Ce texte a été rédigé sur un iPad couplé d'un clavier Bluetooth le lundi 4 juillet 2011 dans le traversier Horseshoe Bay–Nanaimo et finalisé sur l'île de Vancouver, en Colombie-Britannique. D'abord publié sur mahigan.ca (site en Spip), puis transféré sur mahigan.com le 4 septembre 2017.

 

«Partir seul c'est mauvais», qu'un a dit. «Je ne pourrais pas faire comme toi et partir seul», qu'un autre a dit. Partir – on ne part pas. Seul – on est toujours seul. Qu'est-ce que ça change à la filée des jours, que de partir seul?
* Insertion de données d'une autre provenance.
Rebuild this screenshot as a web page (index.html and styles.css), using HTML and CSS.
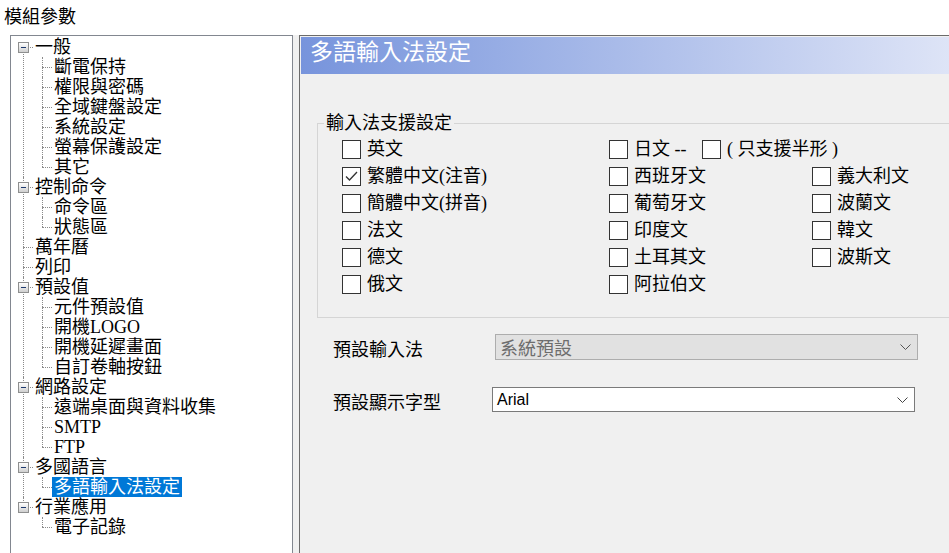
FILE: index.html
```html
<!DOCTYPE html>
<html lang="zh-Hant">
<head>
  <meta charset="UTF-8">
  <meta name="viewport" content="width=device-width, initial-scale=1.0">
  <title>模組參數</title>
  <link rel="stylesheet" href="styles.css">
</head>
<body>
  <div class="title">模組參數</div>

  <div class="main">
    <!-- module tree -->
    <div class="tree-box">
      <ul class="tree">
        <li>
          <div class="row"><span class="toggle"></span><span class="label">一般</span></div>
          <ul>
            <li><div class="row"><span class="label">斷電保持</span></div></li>
            <li><div class="row"><span class="label">權限與密碼</span></div></li>
            <li><div class="row"><span class="label">全域鍵盤設定</span></div></li>
            <li><div class="row"><span class="label">系統設定</span></div></li>
            <li><div class="row"><span class="label">螢幕保護設定</span></div></li>
            <li><div class="row"><span class="label">其它</span></div></li>
          </ul>
        </li>
        <li>
          <div class="row"><span class="toggle"></span><span class="label">控制命令</span></div>
          <ul>
            <li><div class="row"><span class="label">命令區</span></div></li>
            <li><div class="row"><span class="label">狀態區</span></div></li>
          </ul>
        </li>
        <li><div class="row"><span class="label">萬年曆</span></div></li>
        <li><div class="row"><span class="label">列印</span></div></li>
        <li>
          <div class="row"><span class="toggle"></span><span class="label">預設值</span></div>
          <ul>
            <li><div class="row"><span class="label">元件預設值</span></div></li>
            <li><div class="row"><span class="label">開機LOGO</span></div></li>
            <li><div class="row"><span class="label">開機延遲畫面</span></div></li>
            <li><div class="row"><span class="label">自訂卷軸按鈕</span></div></li>
          </ul>
        </li>
        <li>
          <div class="row"><span class="toggle"></span><span class="label">網路設定</span></div>
          <ul>
            <li><div class="row"><span class="label">遠端桌面與資料收集</span></div></li>
            <li><div class="row"><span class="label">SMTP</span></div></li>
            <li><div class="row"><span class="label">FTP</span></div></li>
          </ul>
        </li>
        <li>
          <div class="row"><span class="toggle"></span><span class="label">多國語言</span></div>
          <ul>
            <li><div class="row"><span class="label selected">多語輸入法設定</span></div></li>
          </ul>
        </li>
        <li>
          <div class="row"><span class="toggle"></span><span class="label">行業應用</span></div>
          <ul>
            <li><div class="row"><span class="label">電子記錄</span></div></li>
          </ul>
        </li>
      </ul>
    </div>

    <!-- settings page -->
    <div class="settings">
      <div class="panel">
        <div class="panel-header">多語輸入法設定</div>

        <fieldset class="group">
          <legend>輸入法支援設定</legend>
          <div class="lang-grid">
            <label class="check"><span class="box"></span>英文</label>
            <div class="check-pair">
              <label class="check jp"><span class="box"></span>日文 --</label>
              <label class="check"><span class="box"></span>( 只支援半形 )</label>
            </div>
            <div></div>

            <label class="check"><span class="box"><svg width="17" height="17" viewBox="0 0 17 17"><polyline points="3,8.5 6.5,12 14,4" /></svg></span>繁體中文(注音)</label>
            <label class="check"><span class="box"></span>西班牙文</label>
            <label class="check"><span class="box"></span>義大利文</label>

            <label class="check"><span class="box"></span>簡體中文(拼音)</label>
            <label class="check"><span class="box"></span>葡萄牙文</label>
            <label class="check"><span class="box"></span>波蘭文</label>

            <label class="check"><span class="box"></span>法文</label>
            <label class="check"><span class="box"></span>印度文</label>
            <label class="check"><span class="box"></span>韓文</label>

            <label class="check"><span class="box"></span>德文</label>
            <label class="check"><span class="box"></span>土耳其文</label>
            <label class="check"><span class="box"></span>波斯文</label>

            <label class="check"><span class="box"></span>俄文</label>
            <label class="check"><span class="box"></span>阿拉伯文</label>
            <div></div>
          </div>
        </fieldset>

        <div class="field first">
          <span class="field-label">預設輸入法</span>
          <div class="select disabled">
            <span>系統預設</span>
            <svg class="chevron" width="11" height="6" viewBox="0 0 11 6"><polyline points="0.5,0.5 5.5,5.5 10.5,0.5" /></svg>
          </div>
        </div>

        <div class="field second">
          <span class="field-label">預設顯示字型</span>
          <div class="select">
            <span class="font-name">Arial</span>
            <svg class="chevron" width="11" height="6" viewBox="0 0 11 6"><polyline points="0.5,0.5 5.5,5.5 10.5,0.5" /></svg>
          </div>
        </div>
      </div>
    </div>
  </div>
</body>
</html>
```

FILE: styles.css
```css
* {
  box-sizing: border-box;
}
body {
  margin: 0;
  width: 949px;
  height: 553px;
  overflow: hidden;
  font-family: "Liberation Serif", "Noto Sans CJK TC", serif;
  font-size: 18px;
  color: #000;
  background-color: #fff;
}
.title {
  height: 35px;
  padding: 7px 0 0 4px;
  line-height: 20px;
}
.main {
  display: flex;
  height: 540px;
  padding-left: 10px;
}

/* tree */
.tree-box {
  flex: none;
  width: 283px;
  padding-top: 1px;
  border: 1px solid #828790;
  background-color: #fff;
}
.tree,
.tree ul {
  list-style: none;
  margin: 0;
  padding: 0;
}
.tree li {
  position: relative;
}
.row {
  height: 20px;
  line-height: 20px;
  white-space: nowrap;
}
.tree > li > .row {
  padding-left: 22px;
}
.tree li li > .row {
  padding-left: 41px;
}
.label {
  display: inline-block;
  height: 20px;
  padding: 0 2px;
}
.label.selected {
  background-color: #0078d7;
  color: #fff;
}
.tree li::before {
  content: '';
  position: absolute;
  left: 12px;
  top: 10px;
  width: 10px;
  border-top: 1px dotted #8a8a8a;
}
.tree li::after {
  content: '';
  position: absolute;
  left: 12px;
  top: 0;
  bottom: 0;
  border-left: 1px dotted #8a8a8a;
}
.tree > li:first-child::after {
  top: 10px;
}
.tree li li::before,
.tree li li::after {
  left: 31px;
}
.tree li:last-child::after {
  bottom: auto;
  height: 10px;
}
.toggle {
  position: absolute;
  z-index: 1;
  left: 7px;
  top: 5px;
  width: 11px;
  height: 11px;
  border: 1px solid #8e8f8f;
  background: linear-gradient(#fff, #cfcfcf);
}
.toggle::before {
  content: '';
  position: absolute;
  left: 2px;
  top: 4px;
  width: 5px;
  height: 1px;
  background-color: #1e3a6e;
}

/* settings page */
.settings {
  flex: none;
  padding-left: 6px;
  background-color: #f0f0f0;
}
.panel {
  width: 660px;
  height: 100%;
  padding: 1px;
  border: 1px solid #6b6b6b;
  background-color: #f0f0f0;
}
.panel-header {
  height: 37px;
  padding-left: 9px;
  font-size: 23px;
  line-height: 32px;
  color: #fff;
  background: linear-gradient(to right, #7794dc, #dfe5f7);
}
.group {
  width: 650px;
  min-width: 0;
  margin: 39px 0 0 16px;
  padding: 7px 0 15px 0;
  border: 1px solid #d5d5d5;
}
.group legend {
  margin-left: 6px;
  padding: 0 2px;
  line-height: 20px;
}
.lang-grid {
  display: grid;
  grid-template-columns: 267px 203px 150px;
  grid-auto-rows: 27px;
  padding-left: 24px;
}
.check {
  display: flex;
  align-items: flex-start;
  gap: 6px;
  height: 19px;
  line-height: 19px;
  white-space: nowrap;
}
.check-pair {
  display: flex;
}
.check.jp {
  flex: none;
  width: 93px;
}
.box {
  flex: none;
  width: 19px;
  height: 19px;
  border: 1px solid #333;
  background-color: #fff;
}
.box svg {
  display: block;
  fill: none;
  stroke: #333;
  stroke-width: 1.3;
}

/* dropdowns */
.field {
  display: flex;
  align-items: center;
  margin-left: 32px;
}
.field.first {
  margin-top: 15px;
}
.field.second {
  margin-top: 26px;
}
.field-label {
  width: 162px;
  padding-top: 7px;
  line-height: 20px;
}
.select {
  display: flex;
  align-items: center;
  justify-content: space-between;
  width: 423px;
  height: 25px;
  padding: 0 6px 0 4px;
  border: 1px solid #7a7a7a;
  background-color: #fff;
}
.select.disabled {
  height: 26px;
  border-color: #adadad;
  background-color: #e1e1e1;
  color: #6d6d6d;
}
.select.disabled .chevron {
  stroke: #555;
}
.field.second .select {
  margin-left: -3px;
}
.font-name {
  font-family: "Liberation Sans", sans-serif;
  font-size: 16px;
}
.chevron {
  fill: none;
  stroke: #444;
  stroke-width: 1;
}
```
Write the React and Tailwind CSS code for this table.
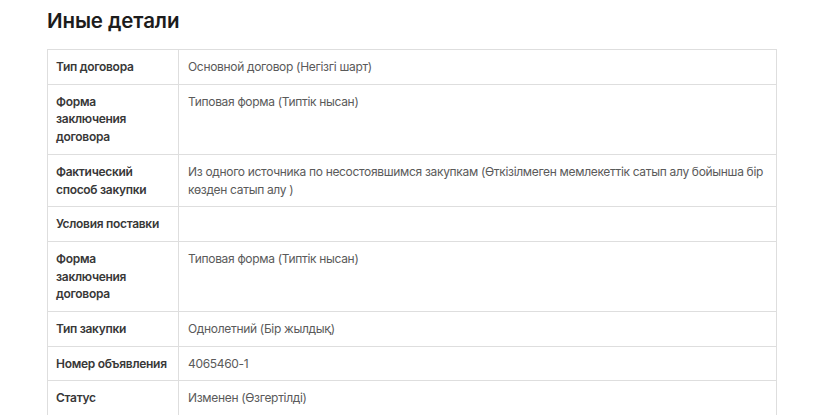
const rows = [
  { label: 'Тип договора', value: 'Основной договор (Негізгі шарт)' },
  { label: 'Форма\nзаключения\nдоговора', value: 'Типовая форма (Типтік нысан)' },
  {
    label: 'Фактический способ закупки',
    value:
      'Из одного источника по несостоявшимся закупкам (Өткізілмеген мемлекеттік сатып алу бойынша бір көзден сатып алу )',
  },
  { label: 'Условия поставки', value: '' },
  { label: 'Форма\nзаключения\nдоговора', value: 'Типовая форма (Типтік нысан)' },
  { label: 'Тип закупки', value: 'Однолетний (Бір жылдық)' },
  { label: 'Номер объявления', value: '4065460-1' },
  { label: 'Статус', value: 'Изменен (Өзгертілді)' },
];

export default function App() {
  return (
    <div className="min-h-screen bg-white px-[47px] pt-[7px] font-['Inter',sans-serif]">
      <h2 className="mb-[14px] text-[20.5px] font-semibold leading-7 tracking-[-0.1px] text-[#1c1c1c]">
        Иные детали
      </h2>
      <table className="w-full border-collapse border border-[#dedede] text-[12px] leading-[17.7px]">
        <tbody>
          {rows.map((row, i) => (
            <tr key={i} className="border-b border-[#dedede]">
              <td className="w-[131px] whitespace-pre-line border-r border-[#dedede] px-2 py-2 align-top font-semibold tracking-[-0.3px] text-[#383838]">
                {row.label}
              </td>
              <td className="px-[9px] py-2 align-top tracking-[-0.32px] text-[#5a5a5a]">
                {row.value}
              </td>
            </tr>
          ))}
        </tbody>
      </table>
    </div>
  );
}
On ne sait pas. On l'a toujours fait, et ça n'a jamais été comme on avait prévu. Bien sûr que dans la solitude du voyage, il y a possibilité de liberté, seulement on n'est pas toujours prêt à s'en saisir. Il arrive que le vide soit plus fort, que le manque reste incomblé. Alors on souffre, d'autant plus quand les visages et les bouches vous harcèlent (c'est ainsi aujourd'hui en presque chaque pays qui a vu l'Occident débarquer). On souffre et de cette souffrance, plus tard, peut-être, on saura faire texte (ça arrive). Le voyage n'est pas gagner, n'est pas accumuler expérience, comme on l'entend dire. Ce serait au contraire se délester, lâcher quelques habitudes et repères, éprouver un dénuement. Le voyage est accumulation et répétition quand on n'arrive pas à partir. On peut être allé très loin, qu'indéfiniment pourtant on repousse le départ. «Départ» veut dire : séparation, partage. Comme le traversier qui quitte le continent, et d'où j'écris ce texte. On a continué sur la route, mais soudain la route s'est séparée : on a lâché le volant, levé les mains, la voiture pourtant a continué d'avancer, dehors c'était la mer, la terre reculait. Le voyage n'est qu'une suite de séparations, c'est là toute sa beauté et sa souffrance. D'où qu'il soit solitude - on ne voyage pas, pas vraiment, à deux, à trois, à quatre, à moins d'avoir des compagnons silencieux et sensibles à l'extrême, ce qui est très rare.

«Voyage» - ce mot évoque pour nous le dépaysement. Pourtant je conteste que partir soit se dépayser. On ne se dépayse plus. Les capitales sont toutes les mêmes devenues. Et le monde n'est plus de toute façon que cette urbanité rampante, lichénique. Le mieux serait de se trouver en perpétuel départ – partage sans cesse différé, toujours au devant, qui empêche que jamais on arrive. Car si c'est pour arriver, rien ne sert de partir. «Voyager» – en son sens le plus strict, qui se rapporte à la voie, à la route – voyager est se départir, tout simplement. Les Anglais disent : «Departure». Voilà. Se départir d'un usage trop aveuglé du monde et de la ville, d'une proximité à l'espace et au temps de la préoccupation, qui empêche même qu'on s'en distancie et le dise. Coup sur coup, on se sépare : des êtres, des choses, des habitudes. Ailleurs, on retrouvera la même ville, le même monde, mais décalé légèrement. Ce sont les autres, désormais, qui jouent devant nous le jeu de l'immédiateté, de l'inconscience. Le monde alors rend visible ses usages, travail, loisir, commerces, et surtout transport. Transport, parce qu'en tant que voyageur on en doit aussi faire usage – mais là encore, un usage déplacé, inouï – dans le métro, dans le bus, dans la rue, on n'est jamais rivé, jamais stable. On dérive, jamais on n'arrive.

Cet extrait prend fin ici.